COURT OF APPEAL OF THE STATE OF CALIFORNIA THIRD APPELLATE DISTRICT (Sacramento)
Feb 28, 2018
No. C076290 (Cal. Ct. App. Feb. 28, 2018)

Opinion

C076290

02-28-2018

Estate of DAVID KOKUS, Deceased. KAREN FIELD, as Executor, etc., Petitioner and Respondent, v. SUSAN VOLLSTEDT, Objector and Appellant; AUDREY ANNE KOKUS, an Incompetent Person, etc., Claimant and Respondent.


NOT TO BE PUBLISHED California Rules of Court, rule 8.1115(a), prohibits courts and parties from citing or relying on opinions not certified for publication or ordered published, except as specified by rule 8.1115(b). This opinion has not been certified for publication or ordered published for purposes of rule 8.1115. (Super. Ct. No. 34-2011-00109260-PR-LS-FRC)

This appeal arises from a probate court's decision to supervise a testamentary special needs trust, to order the administrator of the estate to withhold distribution of certain funds, and to award extraordinary attorney fees to the administrator's attorney.

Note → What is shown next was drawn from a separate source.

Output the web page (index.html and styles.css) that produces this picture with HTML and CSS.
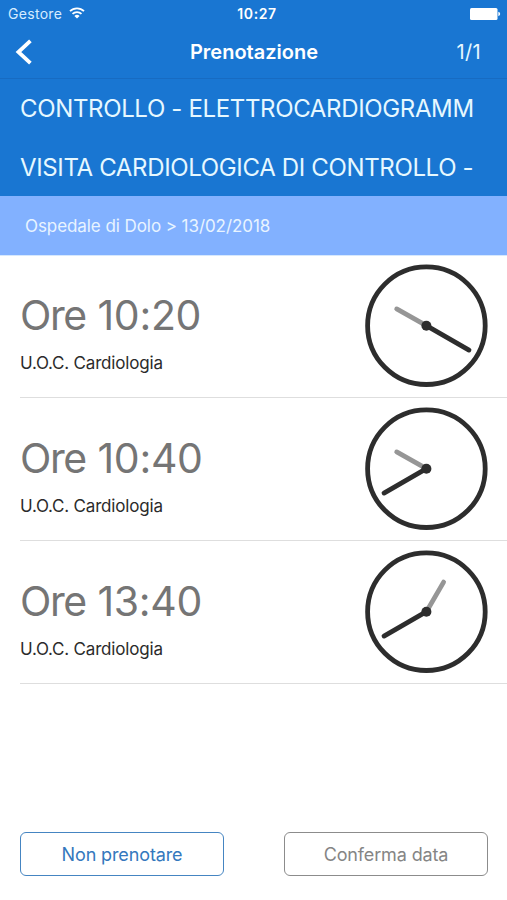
FILE: index.html
```html
<!DOCTYPE html>
<html lang="it">
<head>
    <meta charset="UTF-8">
    <meta name="viewport" content="width=device-width, initial-scale=1.0">
    <title>Prenotazione</title>
    <link rel="stylesheet" href="styles.css">
</head>
<body>
    <div class="screen">
        <div class="status-bar">
            <div class="carrier">
                <span>Gestore</span>
                <svg class="wifi" width="16" height="12" viewBox="0 0 16 12" fill="none" stroke="#fff" stroke-width="1.8">
                    <path d="M1 4.2a10 10 0 0 1 14 0"/>
                    <path d="M3.5 6.9a6.4 6.4 0 0 1 9 0"/>
                    <path d="M8 11.6L5.4 9a3.7 3.7 0 0 1 5.2 0z" fill="#fff" stroke="none"/>
                </svg>
            </div>
            <div class="clock-time">10:27</div>
            <div class="battery">
                <svg width="31" height="12" viewBox="0 0 31 12" fill="#fff">
                    <rect x="0" y="0" width="27.5" height="12" rx="1.5"/>
                    <path d="M28.3 3.8q1.9.6 1.9 2.2t-1.9 2.2z"/>
                </svg>
            </div>
        </div>

        <div class="nav-bar">
            <button class="back-button" aria-label="Indietro">
                <svg width="18" height="26" viewBox="0 0 18 26" fill="none" stroke="#fff" stroke-width="3.8">
                    <path d="M16.4 1.8L4.4 13l12 11.2"/>
                </svg>
            </button>
            <h1 class="nav-title">Prenotazione</h1>
            <span class="page-count">1/1</span>
        </div>

        <div class="exams">
            <div class="exam">CONTROLLO - ELETTROCARDIOGRAMM</div>
            <div class="exam">VISITA CARDIOLOGICA DI CONTROLLO -</div>
        </div>
        <div class="place">Ospedale di Dolo &gt; 13/02/2018</div>

        <div class="slots">
            <div class="slot">
                <div class="slot-info">
                    <div class="slot-time">Ore <span class="hhmm">10:20</span></div>
                    <div class="slot-unit">U.O.C. Cardiologia</div>
                </div>
                <svg class="clock" viewBox="0 0 124 124">
                    <circle class="face" cx="62.4" cy="61.7" r="58.8"/>
                    <path class="hour" d="M62.4 61.7L32.7 44.9"/>
                    <path class="minute" d="M62.4 61.7L105 86.1"/>
                    <circle class="pin" cx="62.4" cy="61.7" r="5"/>
                </svg>
            </div>
            <div class="slot">
                <div class="slot-info">
                    <div class="slot-time">Ore <span class="hhmm">10:40</span></div>
                    <div class="slot-unit">U.O.C. Cardiologia</div>
                </div>
                <svg class="clock" viewBox="0 0 124 124">
                    <circle class="face" cx="62.4" cy="61.7" r="58.8"/>
                    <path class="hour" d="M62.4 61.7L32.7 44.9"/>
                    <path class="minute" d="M62.4 61.7L20 86.1"/>
                    <circle class="pin" cx="62.4" cy="61.7" r="5"/>
                </svg>
            </div>
            <div class="slot">
                <div class="slot-info">
                    <div class="slot-time">Ore <span class="hhmm">13:40</span></div>
                    <div class="slot-unit">U.O.C. Cardiologia</div>
                </div>
                <svg class="clock" viewBox="0 0 124 124">
                    <circle class="face" cx="62.4" cy="61.7" r="58.8"/>
                    <path class="hour" d="M62.4 61.7L79.6 32.1"/>
                    <path class="minute" d="M62.4 61.7L20 86.1"/>
                    <circle class="pin" cx="62.4" cy="61.7" r="5"/>
                </svg>
            </div>
        </div>

        <div class="actions">
            <button class="action decline">Non prenotare</button>
            <button class="action confirm">Conferma data</button>
        </div>
    </div>
</body>
</html>
```
FILE: styles.css
```css
* {
    box-sizing: border-box;
}

body {
    margin: 0;
    font-family: Inter, "Liberation Sans", sans-serif;
    background-color: #ffffff;
}

.screen {
    display: flex;
    flex-direction: column;
    width: 507px;
    height: 900px;
    overflow: hidden;
}

.status-bar {
    display: grid;
    grid-template-columns: 1fr auto 1fr;
    align-items: center;
    height: 27px;
    padding: 0 7px;
    background-color: #1976d2;
    color: #ffffff;
    font-size: 14px;
}

.carrier {
    display: flex;
    align-items: center;
    gap: 7px;
    padding-left: 1px;
    color: #d6ecff;
    letter-spacing: 0.3px;
}

.wifi {
    margin-top: -2px;
}

.clock-time {
    padding-left: 7px;
    font-weight: 600;
    letter-spacing: 0.6px;
}

.battery {
    display: flex;
    justify-content: flex-end;
    margin-right: -1px;
}

.nav-bar {
    display: grid;
    grid-template-columns: 1fr auto 1fr;
    align-items: center;
    height: 52px;
    padding: 0 13px 1px 14px;
    border-bottom: 1px solid #176bc2;
    background-color: #1976d2;
    color: #ffffff;
}

.back-button {
    display: flex;
    justify-self: start;
    padding: 0;
    border: none;
    background: none;
}

.nav-title {
    margin: 0;
    font-size: 20px;
    font-weight: 600;
}

.page-count {
    justify-self: end;
    margin-right: 13px;
    color: #e6f8ff;
    font-size: 20px;
    letter-spacing: 0.3px;
}

.exams {
    background-color: #1976d2;
    color: #e6f8ff;
}

.exam {
    height: 58.5px;
    padding-left: 20px;
    font-size: 24px;
    letter-spacing: -0.35px;
    line-height: 60px;
    white-space: nowrap;
}

.place {
    height: 59px;
    padding-left: 25px;
    background-color: #82b1ff;
    color: #e8f4ff;
    font-size: 17px;
    letter-spacing: -0.07px;
    line-height: 60px;
}

.slots {
    padding-left: 20px;
    border-top: 1px solid #d6e8fd;
}

.slot {
    display: flex;
    justify-content: space-between;
    height: 143px;
    padding: 9px 19px 0 0;
    border-bottom: 1px solid #dedede;
}

/* makes room for the line above the list */
.slot:first-child {
    height: 142px;
    padding-top: 8px;
}

.slot-info {
    padding-top: 26px;
}

.slot-time {
    color: #757575;
    font-size: 41px;
    letter-spacing: -1.4px;
    line-height: 50px;
}

.hhmm {
    margin-left: 1.5px;
    letter-spacing: -0.3px;
}

.slot-unit {
    margin-top: 12px;
    color: #2b2b2b;
    font-size: 17px;
    letter-spacing: -0.17px;
    line-height: 22px;
}

.clock {
    width: 124px;
    height: 124px;
    fill: none;
    stroke-linecap: round;
    stroke-width: 4.8;
}

.face {
    stroke: #2d2d2d;
}

.hour {
    stroke: #969696;
}

.minute {
    stroke: #2d2d2d;
}

.pin {
    fill: #2d2d2d;
}

.actions {
    display: flex;
    justify-content: space-between;
    margin-top: auto;
    padding: 0 19px 24px 20px;
}

.action {
    width: 204px;
    height: 44px;
    border: 1.5px solid;
    border-radius: 6px;
    background-color: #ffffff;
    font-family: inherit;
    font-size: 18px;
    letter-spacing: -0.13px;
}

.decline {
    border-color: #4585c2;
    color: #3478bd;
}

.confirm {
    border-color: #8c8c8c;
    color: #858585;
}
```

The appellant trustee contends the court did not have jurisdiction to supervise the trust, and that it abused its discretion in ordering the withholding and the extraordinary fees. We affirm the probate court's orders.

SUMMARY OF FACTS

David Kokus died on July 28, 2011, in Sacramento. After liquidation of tangible assets, his estate totaled just over $1 million.

David was single and had no children. His immediate heirs were his brother, John Kokus, and his sister, respondent Audrey Anne Kokus. Audrey is developmentally disabled and lives in a board and care home. She is a conservatee under a limited conservatorship; her brother John is her conservator.

Appellant Susan Vollstedt is David's first cousin. She and her husband, Karsten, live in Appleton, Wisconsin.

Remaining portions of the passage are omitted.